NJ Transit, which considers itself an arm of state government, argues that it is protected from lawsuits in other states because of sovereign immunity, the English legal doctrine meant to protect the king that now shields governments from many citizen lawsuits. The doctrine is enshrined in the 11th Amendment of the U.S. Constitution.

Neighboring state court judges now can’t agree on what to do when NJ Transit causes injuries in their states: A man who said he was in a stopped car when it was hit by an NJ Transit bus on Market Street in Philadelphia had his claims blocked by the Pennsylvania Supreme Court because of sovereign immunity. But the New York Court of Appeals, that state’s highest court, said immunity didn’t apply and allowed another man to sue NJ Transit after he said he was hit by a bus crossing an intersection in Manhattan.

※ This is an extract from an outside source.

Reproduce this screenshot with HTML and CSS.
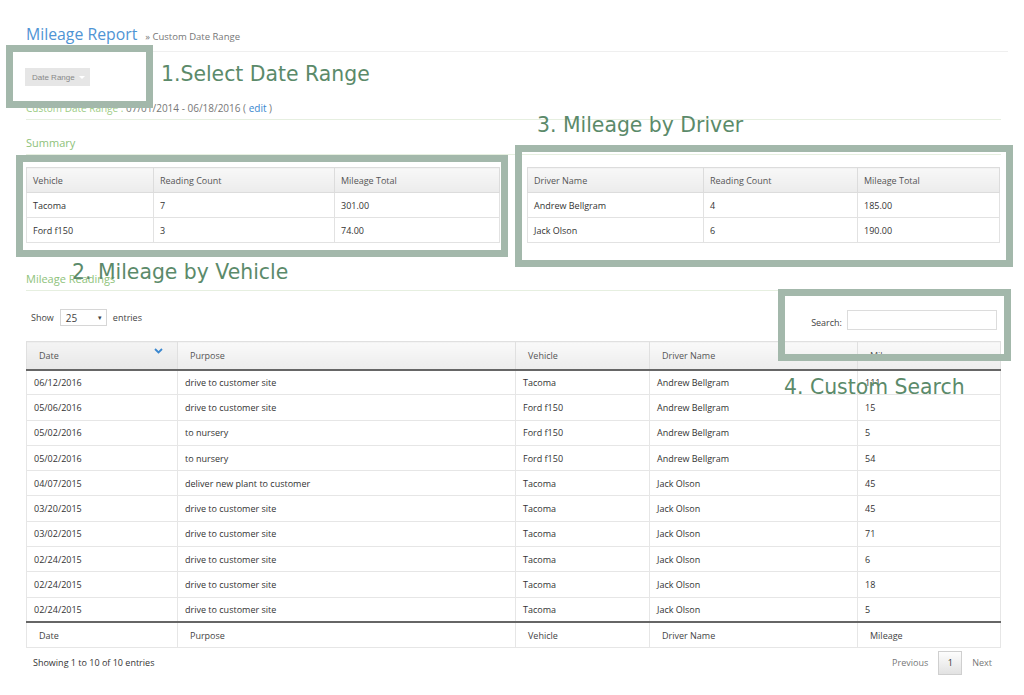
FILE: index.html
```html
<!DOCTYPE html>
<html>
<head>
<meta charset="utf-8">
<link rel="stylesheet" href="styles.css">
</head>
<body>
<div class="page">
  <div class="page-header">
    <h1 class="title">Mileage Report</h1>
    <span class="crumb">&raquo; Custom Date Range</span>
  </div>

  <div class="toolbar">
    <button class="date-btn">Date Range <span class="caret"></span></button>
  </div>

  <div class="range-line"><span class="range-lbl">Custom Date Range :</span> 07/01/2014 - 06/18/2016 ( <a class="edit">edit</a> )</div>

  <div class="section-title">Summary</div>

  <div class="summary-grid">
    <table class="sum">
      <colgroup><col style="width:127px"><col style="width:181px"><col></colgroup>
      <thead><tr><th>Vehicle</th><th>Reading Count</th><th>Mileage Total</th></tr></thead>
      <tbody>
        <tr><td>Tacoma</td><td>7</td><td>301.00</td></tr>
        <tr><td>Ford f150</td><td>3</td><td>74.00</td></tr>
      </tbody>
    </table>
    <table class="sum">
      <colgroup><col style="width:176px"><col style="width:154px"><col></colgroup>
      <thead><tr><th>Driver Name</th><th>Reading Count</th><th>Mileage Total</th></tr></thead>
      <tbody>
        <tr><td>Andrew Bellgram</td><td>4</td><td>185.00</td></tr>
        <tr><td>Jack Olson</td><td>6</td><td>190.00</td></tr>
      </tbody>
    </table>
  </div>

  <div class="section-title readings">Mileage Readings</div>

  <div class="dt-top">
    <div class="dt-length">Show <span class="select">25<span class="sel-arrow">&#9662;</span></span> entries</div>
    <div class="dt-search"><span class="search-lbl">Search:</span><span class="search-input"></span></div>
  </div>

  <table class="main">
    <colgroup><col style="width:151px"><col style="width:338px"><col style="width:134px"><col style="width:208px"><col></colgroup>
    <thead>
      <tr>
        <th class="sorted">Date<svg class="chev" width="9" height="6" viewBox="0 0 9 6"><path d="M1 1 L4.5 4.5 L8 1" fill="none" stroke="#3a87cf" stroke-width="1.8"/></svg></th>
        <th>Purpose</th><th>Vehicle</th><th>Driver Name</th><th>Mileage</th>
      </tr>
    </thead>
    <tbody>
      <tr><td>06/12/2016</td><td>drive to customer site</td><td>Tacoma</td><td>Andrew Bellgram</td><td>111</td></tr>
      <tr><td>05/06/2016</td><td>drive to customer site</td><td>Ford f150</td><td>Andrew Bellgram</td><td>15</td></tr>
      <tr><td>05/02/2016</td><td>to nursery</td><td>Ford f150</td><td>Andrew Bellgram</td><td>5</td></tr>
      <tr><td>05/02/2016</td><td>to nursery</td><td>Ford f150</td><td>Andrew Bellgram</td><td>54</td></tr>
      <tr><td>04/07/2015</td><td>deliver new plant to customer</td><td>Tacoma</td><td>Jack Olson</td><td>45</td></tr>
      <tr><td>03/20/2015</td><td>drive to customer site</td><td>Tacoma</td><td>Jack Olson</td><td>45</td></tr>
      <tr><td>03/02/2015</td><td>drive to customer site</td><td>Tacoma</td><td>Jack Olson</td><td>71</td></tr>
      <tr><td>02/24/2015</td><td>drive to customer site</td><td>Tacoma</td><td>Jack Olson</td><td>6</td></tr>
      <tr><td>02/24/2015</td><td>drive to customer site</td><td>Tacoma</td><td>Jack Olson</td><td>18</td></tr>
      <tr><td>02/24/2015</td><td>drive to customer site</td><td>Tacoma</td><td>Jack Olson</td><td>5</td></tr>
    </tbody>
    <tfoot>
      <tr><th>Date</th><th>Purpose</th><th>Vehicle</th><th>Driver Name</th><th>Mileage</th></tr>
    </tfoot>
  </table>

  <div class="dt-bottom">
    <div class="dt-info">Showing 1 to 10 of 10 entries</div>
    <div class="pager"><span class="pg-link">Previous</span><span class="pg-cur">1</span><span class="pg-link">Next</span></div>
  </div>

  <div class="anno-box box1"></div>
  <div class="anno-box box2"></div>
  <div class="anno-box box3"></div>
  <div class="anno-box box4"></div>
  <div class="anno-text t1">1.Select Date Range</div>
  <div class="anno-text t2">2. Mileage by Vehicle</div>
  <div class="anno-text t3">3. Mileage by Driver</div>
  <div class="anno-text t4">4. Custom Search</div>
</div>
</body>
</html>
```

FILE: styles.css
```css
html, body {
  margin: 0;
  padding: 0;
  background: #fff;
}
body {
  font-family: "Open Sans", "Liberation Sans", sans-serif;
  color: #333;
  font-size: 9px;
  overflow: hidden;
}
.page {
  position: relative;
  width: 975px;
  padding-left: 26px;
  height: 695px;
}
.page-header {
  display: flex;
  align-items: baseline;
  gap: 8px;
  padding: 22px 0 5px;
  margin-right: -7px;
  border-bottom: 1px solid #efefef;
}
.title {
  margin: 0;
  font-size: 15.8px;
  line-height: 24px;
  font-weight: 400;
  color: #4f94d4;
}
.crumb {
  font-size: 9.5px;
  color: #777;
}
.toolbar {
  margin-top: 16px;
  height: 18px;
  margin-left: -1px;
}
.date-btn {
  height: 18px;
  width: 65px;
  padding: 0 0 0 7px;
  border: none;
  background: #e6e6e6;
  font-family: "Liberation Sans", Arial, sans-serif;
  font-size: 8px;
  color: #888;
  text-align: left;
  display: flex;
  align-items: center;
  gap: 4px;
}
.caret {
  width: 0;
  height: 0;
  border-left: 3px solid transparent;
  border-right: 3px solid transparent;
  border-top: 3px solid #fff;
}
.range-line {
  margin-top: 14px;
  line-height: 16px;
  padding-bottom: 3px;
  border-bottom: 1px solid #e6efe0;
  font-size: 10px;
  color: #777;
}
.range-lbl { color: #9ccc85; }
.edit { color: #3a87cf; }
.section-title {
  margin-top: 15px;
  line-height: 16px;
  padding-bottom: 3px;
  border-bottom: 1px solid #e6efe0;
  font-size: 11px;
  color: #8ec27a;
}
.section-title.readings { margin-top: 28px; }
.summary-grid {
  margin-top: 12px;
  display: grid;
  grid-template-columns: 474px 473px;
  column-gap: 27px;
}
table {
  border-collapse: collapse;
  table-layout: fixed;
  width: 100%;
  font-size: 9px;
}
.sum th, .sum td {
  height: 25px;
  padding: 0 6px;
  text-align: left;
  font-weight: 400;
  border: 1px solid #e2e2e2;
  box-sizing: border-box;
}
.sum th {
  background: linear-gradient(#f8f8f8, #ececec);
  border-color: #dcdcdc;
  color: #555;
}
.sum td { color: #333; }

.dt-top {
  margin-top: 18px;
  display: flex;
  justify-content: space-between;
  align-items: flex-start;
  height: 21px;
}
.dt-length {
  display: flex;
  align-items: center;
  gap: 6px;
  margin-left: 5px;
  color: #444;
}
.select {
  width: 47px;
  height: 17px;
  box-sizing: border-box;
  border: 1px solid #d6d6d6;
  display: flex;
  align-items: center;
  padding-left: 5px;
  font-size: 10px;
}
.sel-arrow {
  margin-left: auto;
  margin-right: 4px;
  font-size: 7px;
  color: #444;
}
.dt-search {
  display: flex;
  align-items: center;
  gap: 5px;
  margin-top: 1px;
  margin-right: 4px;
}
.search-lbl {
  padding-top: 4px;
  color: #444;
}
.search-input {
  width: 150px;
  height: 20px;
  box-sizing: border-box;
  border: 1px solid #dcdcdc;
}
.main { margin-top: 11px; }
.main th, .main td {
  text-align: left;
  font-weight: 400;
  box-sizing: border-box;
  border: 1px solid #e6e6e6;
}
.main td {
  height: 25.3px;
  padding: 0 7px;
  color: #333;
}
.main thead th {
  height: 28px;
  padding: 0 12px;
  background: linear-gradient(#f9f9f9, #ededed);
  border-color: #e0e0e0;
  border-bottom: 2px solid #666;
  color: #555;
  position: relative;
}
.main thead th.sorted {
  background: linear-gradient(#f4f4f4, #e8e8e8);
}
.chev {
  position: absolute;
  right: 14px;
  top: 6px;
}
.main tfoot th {
  height: 25px;
  padding: 0 12px;
  border: 1px solid #e6e6e6;
  border-top: 2px solid #666;
  color: #444;
}
.dt-bottom {
  margin-top: 3px;
  display: flex;
  justify-content: space-between;
  align-items: center;
  height: 24px;
}
.dt-info {
  margin-left: 7px;
  color: #333;
}
.pager {
  display: flex;
  align-items: center;
  color: #777;
}
.pg-link { padding: 0 10px; }
.pg-cur {
  width: 24px;
  height: 24px;
  box-sizing: border-box;
  border: 1px solid #cfcfcf;
  background: linear-gradient(#fdfdfd, #e2e2e2);
  display: flex;
  align-items: center;
  justify-content: center;
  color: #333;
}
.pager .pg-link:last-child { padding-right: 9px; }

.anno-box {
  position: absolute;
  box-sizing: border-box;
  border: 7px solid #a3b8ab;
}
.box1 { left: 6px; top: 45px; width: 147px; height: 63px; }
.box2 { left: 16px; top: 155px; width: 492px; height: 102px; }
.box3 { left: 515px; top: 145px; width: 498px; height: 122px; }
.box4 { left: 778px; top: 289px; width: 233px; height: 72px; }
.anno-text {
  position: absolute;
  font-family: "DejaVu Sans", sans-serif;
  font-size: 20.4px;
  line-height: 20px;
  color: #5b8a6a;
  white-space: nowrap;
}
.t1 { left: 161px; top: 64px; }
.t2 { left: 72px; top: 262px; }
.t3 { left: 537px; top: 115px; }
.t4 { left: 784px; top: 377px; }
```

Michael Kimberly, a partner at Winston & Strawn who represents the accident victim in the Pennsylvania case, said NJ Transit is not an arm of the state but instead “a massive, multibillion-dollar corporation that operates thousands of buses and trains, competing in a private market with private companies for paying riders”

“The Founders never could have imagined that a company like this would be entitled to sovereign immunity simply because it is established by state law, and longstanding precedents make plain that it is not,” he said.

NJ Transit did not immediately comment, but in legal filings its attorneys argued that there is “extensive state control” over its operations and said it’s in an “untenable” situation given the dueling opinions in neighboring states.

A group of red and blue state attorneys general — including Texas, Virginia, Minnesota, Missouri and, notably, Pennsylvania — filed a joint friend of the court brief in the Pennsylvania case supporting New Jersey’s argument that NJ Transit should be shielded from lawsuits in other states. They argue states should get to decide what counts as a state agency because anything else would be a “recipe for confusion for out-of-state judges.”

Missouri’s interest is likely acute, because of lawsuits facing one of the nation’s largest student loan servicers, the Missouri Higher Education Loan Authority, known to most people as MOHELA.

The state, which helped block the Biden administration’s student loan relief plans, is seeking Supreme Court review in a separate case. In those legal filings, the state said MOHELA is facing “unprecedented retaliation” from lawsuits that seek hundreds of millions of dollars in damages from MOHELA and “threatens to inflict significant financial harm on the state.” The state argued MOHELA should be immune from such lawsuits, but the 10th Circuit Court of Appeals disagreed.

The Supreme Court isn’t hearing that case, but how it rules in the NJ Transit case could help draw the boundaries for whether MOHELA gets immunity or not. The high court is expected to hear oral argument in the NJ Transit case later this year or early next.

NJ Transit is a statewide transit provider that operates trains and buses that cross state lines — the bulk of its riders on trains and buses are heading in and out of New York City to New Jersey, but it also serves parts of Pennsylvania. It argues that it doesn’t make sense for a bus or train that travels from Pennsylvania through New Jersey to New York City to be subject to different legal standards depending on where it is.

“When an NJ Transit train leaves Morrisville, Pennsylvania, bound for New York City, its sovereign immunity from suit toggles on and off at different points along the route,” its attorneys wrote.